GIVEN EXERCISE:
Leave the pictures out and quote every line from the start of the listing to the line with "11L1262 21M1262 11L1252", inclusive.

┄┄┄┄┄┄

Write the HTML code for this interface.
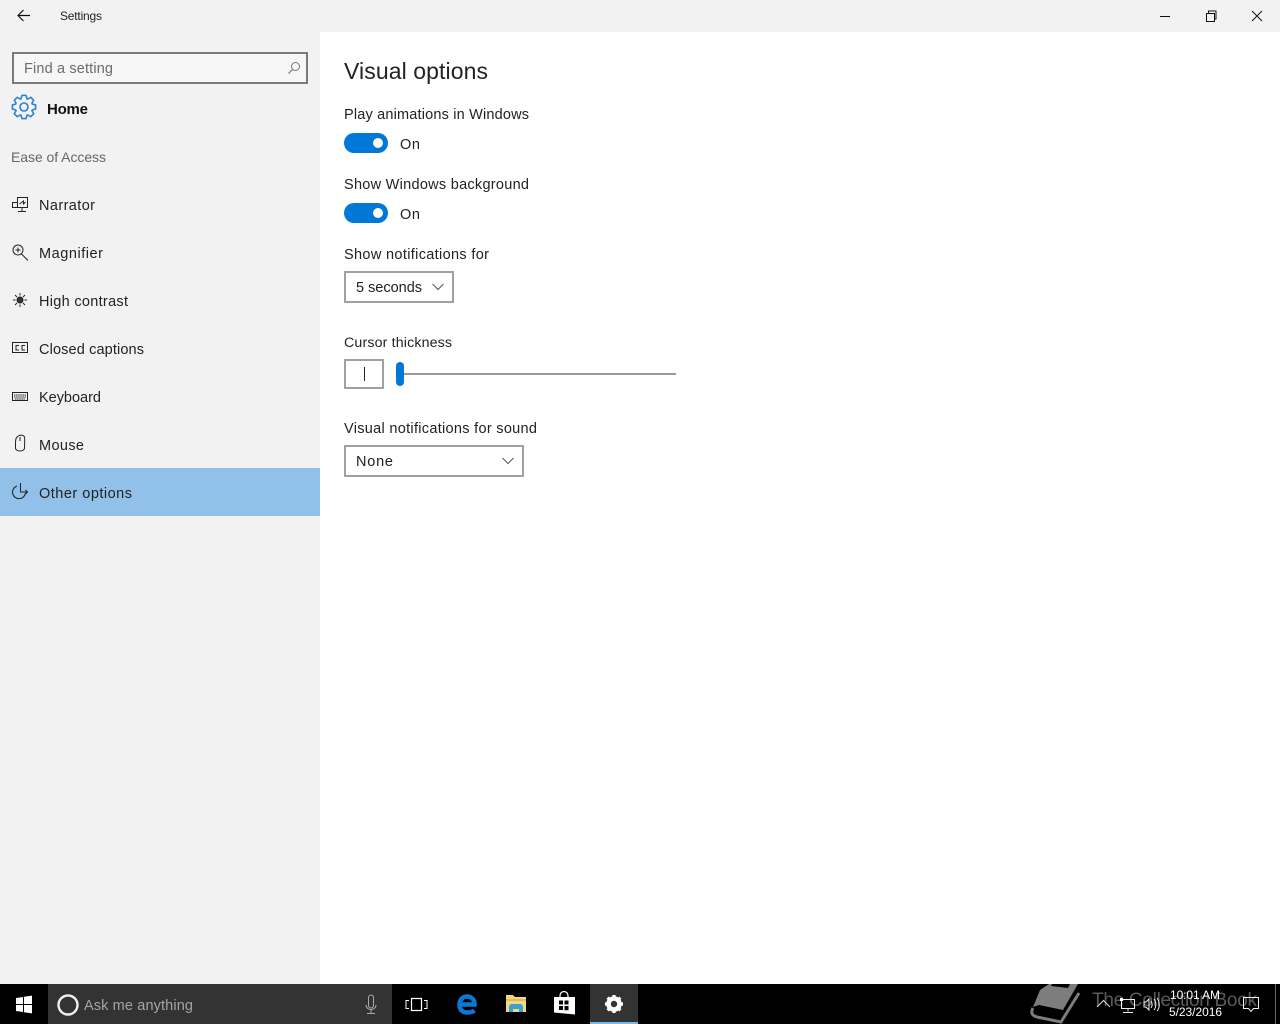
<!DOCTYPE html>
<html><head><meta charset="utf-8"><title>Settings</title>
<style>
html,body{margin:0;padding:0;background:#fff;width:1280px;height:1024px;overflow:hidden}
svg{display:block;position:absolute;left:0;top:0}
text{font-family:"Liberation Sans",sans-serif;font-size:14.5px;fill:#222;white-space:pre}
.i{fill:none;stroke:#222;stroke-width:1}
</style></head><body>
<svg width="1280" height="1024" viewBox="0 0 1280 1024" xmlns="http://www.w3.org/2000/svg">
<rect width="1280" height="1024" fill="#fff"/>
<rect width="1280" height="32" fill="#f2f2f2"/>
<rect y="32" width="320" height="952" fill="#f2f2f2"/>
<path d="M18 15.500H30M23.500 10L18 15.500L23.500 21" fill="none" stroke="#111" stroke-width="1.200"/>
<text x="60" y="20" style="font-size:12px" textLength="42" lengthAdjust="spacing">Settings</text>
<path d="M1160 16.500H1170" stroke="#111" stroke-width="1"/>
<path d="M1206.500 13.500h8v8h-8zM1208.500 13.500v-2.500h7.500v8h-1" fill="none" stroke="#111" stroke-width="1"/>
<path d="M1252 11L1262 21M1262 11L1252 21" stroke="#111" stroke-width="1"/>

<rect x="13" y="53" width="294" height="30" fill="#f6f6f6" stroke="#7a7a7a" stroke-width="2"/>
<text x="24" y="73" style="fill:#6b6b6b" textLength="89" lengthAdjust="spacing">Find a setting</text>
<circle cx="295.500" cy="66.500" r="4" fill="none" stroke="#777" stroke-width="1"/>
<path d="M292.500 69.500L288.500 73.500" stroke="#777" stroke-width="1.200"/>

<g transform="translate(24 107)" fill="none" stroke="#2b83cf" stroke-width="1.600">
<circle r="4"/>
<path stroke-linejoin="round" d="M-3 -8.270L-2.050 -11.620L2.050 -11.620L3 -8.270L3.730 -7.970L6.770 -9.660L9.660 -6.770L7.970 -3.730L8.270 -3L11.620 -2.050L11.620 2.050L8.270 3L7.970 3.730L9.660 6.770L6.770 9.660L3.730 7.970L3 8.270L2.050 11.620L-2.050 11.620L-3 8.270L-3.730 7.970L-6.770 9.660L-9.660 6.770L-7.970 3.730L-8.270 3L-11.620 2.050L-11.620 -2.050L-8.270 -3L-7.970 -3.730L-9.660 -6.770L-6.770 -9.660L-3.730 -7.970Z"/>
</g>
<text x="47" y="114" style="font-size:15px;font-weight:700;fill:#111" textLength="41" lengthAdjust="spacing">Home</text>
<text x="11" y="162" style="font-size:14px;fill:#666" textLength="95" lengthAdjust="spacing">Ease of Access</text>

<text x="39" y="210" textLength="56" lengthAdjust="spacing">Narrator</text>
<text x="39" y="258" textLength="64" lengthAdjust="spacing">Magnifier</text>
<text x="39" y="306" textLength="89" lengthAdjust="spacing">High contrast</text>
<text x="39" y="354" textLength="105" lengthAdjust="spacing">Closed captions</text>
<text x="39" y="402" textLength="62" lengthAdjust="spacing">Keyboard</text>
<text x="39" y="450" textLength="45" lengthAdjust="spacing">Mouse</text>
<rect y="468" width="320" height="48" fill="#91c1e8"/>
<text x="39" y="498" textLength="93" lengthAdjust="spacing">Other options</text>

<!-- nav icons -->
<path class="i" d="M17.500 197.500h10v10h-10zM17.500 202.500h-5v5h5M22 207.500v3.500M18 211.500h8M19.500 204l4-3v3l2-2"/>
<circle class="i" cx="18" cy="250" r="5"/><path class="i" d="M15.500 250h5M18 247.500v5M21.500 254l6.500 6.500"/>
<circle cx="20" cy="300" r="3" fill="#333" stroke="#222"/>
<path class="i" d="M20 293v2.500M20 304.500v2.500M13 300h2.500M24.500 300h2.500M15 295l2 2M23 303l2 2M25 295l-2 2M17 303l-2 2"/>
<rect class="i" x="12.500" y="342.500" width="15" height="10"/>
<path class="i" d="M19 345.500h-3v4.500h3M25 345.500h-3v4.500h3"/>
<rect class="i" x="12.500" y="392.500" width="15" height="8"/>
<path d="M14 395h12M14 397h12M15 399h10" stroke="#222" stroke-width="1" stroke-dasharray="1.500 .6"/>
<path class="i" d="M15.500 442c0-8 8-8 9-5 .5 2 0 9 0 11 0 4-9 4-9 0zM20 437v4"/>
<path class="i" d="M17 486a6.500 6.500 0 1 0 8.500 7M20.500 483v9h7M25.500 490l2 2-2 2"/>

<!-- content -->
<text x="344" y="79" style="font-size:23px;fill:#222" textLength="144" lengthAdjust="spacing">Visual options</text>
<text x="344" y="119" textLength="185" lengthAdjust="spacing">Play animations in Windows</text>
<rect x="344" y="133" width="44" height="20" rx="10" fill="#0078d7"/>
<circle cx="378" cy="143" r="5" fill="#fff"/>
<text x="400" y="149" textLength="20" lengthAdjust="spacing">On</text>
<text x="344" y="189" textLength="185" lengthAdjust="spacing">Show Windows background</text>
<rect x="344" y="203" width="44" height="20" rx="10" fill="#0078d7"/>
<circle cx="378" cy="213" r="5" fill="#fff"/>
<text x="400" y="219" textLength="20" lengthAdjust="spacing">On</text>
<text x="344" y="259" textLength="145" lengthAdjust="spacing">Show notifications for</text>
<rect x="345" y="272" width="108" height="30" fill="#fff" stroke="#a0a0a0" stroke-width="2"/>
<text x="356" y="292" textLength="66" lengthAdjust="spacing">5 seconds</text>
<path d="M432.500 284L438 289.500L443.500 284" fill="none" stroke="#555" stroke-width="1"/>
<text x="344" y="347" style="font-size:14.200px" textLength="108" lengthAdjust="spacing">Cursor thickness</text>
<rect x="345" y="360" width="38" height="28" fill="#fff" stroke="#a0a0a0" stroke-width="2"/>
<path d="M364.500 367V381" stroke="#222" stroke-width="1"/>
<rect x="400" y="373" width="276" height="2" fill="#999"/>
<rect x="396" y="362" width="8" height="24" rx="4" fill="#0078d7"/>
<text x="344" y="433" textLength="193" lengthAdjust="spacing">Visual notifications for sound</text>
<rect x="345" y="446" width="178" height="30" fill="#fff" stroke="#a0a0a0" stroke-width="2"/>
<text x="356" y="466" textLength="37" lengthAdjust="spacing">None</text>
<path d="M502.500 458L508 463.500L513.500 458" fill="none" stroke="#555" stroke-width="1"/>

<!-- taskbar -->
<rect y="984" width="1280" height="40" fill="#000"/>
<rect x="48" y="984" width="344" height="40" fill="#333"/>
<path d="M16 998l7-1v7h-7zM24 996.800l8-1.200v8.400h-8zM16 1005h7v7l-7-1zM24 1005h8v8.400l-8-1.200z" fill="#fff"/>
<circle cx="68" cy="1005" r="9.500" fill="none" stroke="#eee" stroke-width="2.400"/>
<text x="84" y="1010" style="fill:#a5a5a5" textLength="109" lengthAdjust="spacing">Ask me anything</text>
<path d="M368.500 997.500a2.500 2.500 0 0 1 5 0v8a2.500 2.500 0 0 1-5 0zM366 1005c0 6 10 6 10 0M371 1010v3M367 1013.500h8" fill="none" stroke="#aaa" stroke-width="1"/>
<path d="M411.500 998.500h10v12h-10z" fill="none" stroke="#fff" stroke-width="1.200"/>
<path d="M409 1000.500h-3v8h3M424 1000.500h3v8h-3" fill="none" stroke="#fff" stroke-width="1"/>
<!-- edge -->
<path d="M461 1004.500H474.500C474.500 999 471 996.500 467 996.500C462 996.500 459.500 1000.500 459.500 1005C459.500 1010 463 1012.500 467.500 1012.500C470 1012.500 472.500 1012 474.500 1010.500" fill="none" stroke="#0a78d7" stroke-width="4.500"/>
<!-- explorer -->
<path d="M506 995h7l2 2h11v15h-20z" fill="#f5d77f"/>
<rect x="506" y="999" width="20" height="2" fill="#e3bc5a"/>
<path d="M509 1012v-5c0-2 1-3 3-3h8c2 0 3 1 3 3v5h-4v-3h-6v3z" fill="#3aa0d8"/>
<!-- store -->
<path d="M560 997v-1.500a4 4 0 0 1 8 0v1.500" fill="none" stroke="#fff" stroke-width="1.200"/>
<path d="M554 997h21v17.500l-21-2z" fill="#fff"/>
<path d="M559 1000.500h4v4h-4zM564.500 1000.500h4v4h-4zM559 1006h4v4h-4zM564.500 1006h4v4.300h-4z" fill="#000"/>
<!-- settings -->
<rect x="590" y="984" width="48" height="40" fill="#333"/>
<rect x="590" y="1022" width="48" height="2" fill="#76b9ed"/>
<g transform="translate(614 1004)"><circle r="6" fill="none" stroke="#fff" stroke-width="3.600"/><path d="M0-9V9M-9 0H9M-6.400-6.400L6.400 6.400M6.400-6.400L-6.400 6.400" stroke="#fff" stroke-width="3.200"/><circle r="3.200" fill="#333"/></g>

<!-- watermark -->
<path d="M1040 990L1049 984H1078L1063 1010L1039 1005L1033 1007Z" fill="#7d7d7d"/>
<path d="M1052 984H1070L1068 988L1051 986Z" fill="#000"/>
<path d="M1033 1008C1030 1013 1033 1016 1037 1017L1061 1022L1079 993" fill="none" stroke="#7d7d7d" stroke-width="3"/>
<text x="1092" y="1006" style="font-size:19px;fill:#5a5a5a" textLength="165" lengthAdjust="spacing">The Collection Book</text>
<!-- tray -->
<path d="M1097 1007L1103.500 1000.500L1110 1007" fill="none" stroke="#ddd" stroke-width="1"/>
<path d="M1121.500 999.500h13v9h-13zM1128 1008.500v3M1123 1012.500h10" fill="none" stroke="#eee" stroke-width="1"/>
<rect x="1120" y="998" width="3" height="3" fill="#fff"/>
<path d="M1144 1002h2l3-3v11l-3-3h-2zM1151 1001c1.500 2 1.500 5 0 7M1154 999c2.500 3 2.500 8 0 11M1157 998c3 4 3 10 0 13" fill="none" stroke="#eee" stroke-width="1"/>
<text x="1170" y="999" style="font-size:12px;fill:#fff" textLength="50" lengthAdjust="spacing">10:01 AM</text>
<text x="1169" y="1016" style="font-size:12px;fill:#fff" textLength="53" lengthAdjust="spacing">5/23/2016</text>
<path d="M1243.500 997.500h15v11h-5l-2.500 3-2.500-3h-5z" fill="none" stroke="#eee" stroke-width="1"/>
<rect x="1275" y="984" width="1" height="40" fill="#666"/>
</svg>
</body></html>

┄┄┄┄┄┄

ANSWER BELOW:
Write the HTML code for this interface.
<!DOCTYPE html>
<html><head><meta charset="utf-8"><title>Settings</title>
<style>
html,body{margin:0;padding:0;background:#fff;width:1280px;height:1024px;overflow:hidden}
svg{display:block;position:absolute;left:0;top:0}
text{font-family:"Liberation Sans",sans-serif;font-size:14.5px;fill:#222;white-space:pre}
.i{fill:none;stroke:#222;stroke-width:1}
</style></head><body>
<svg width="1280" height="1024" viewBox="0 0 1280 1024" xmlns="http://www.w3.org/2000/svg">
<rect width="1280" height="1024" fill="#fff"/>
<rect width="1280" height="32" fill="#f2f2f2"/>
<rect y="32" width="320" height="952" fill="#f2f2f2"/>
<path d="M18 15.500H30M23.500 10L18 15.500L23.500 21" fill="none" stroke="#111" stroke-width="1.200"/>
<text x="60" y="20" style="font-size:12px" textLength="42" lengthAdjust="spacing">Settings</text>
<path d="M1160 16.500H1170" stroke="#111" stroke-width="1"/>
<path d="M1206.500 13.500h8v8h-8zM1208.500 13.500v-2.500h7.500v8h-1" fill="none" stroke="#111" stroke-width="1"/>
<path d="M1252 11L1262 21M1262 11L1252 21" stroke="#111" stroke-width="1"/>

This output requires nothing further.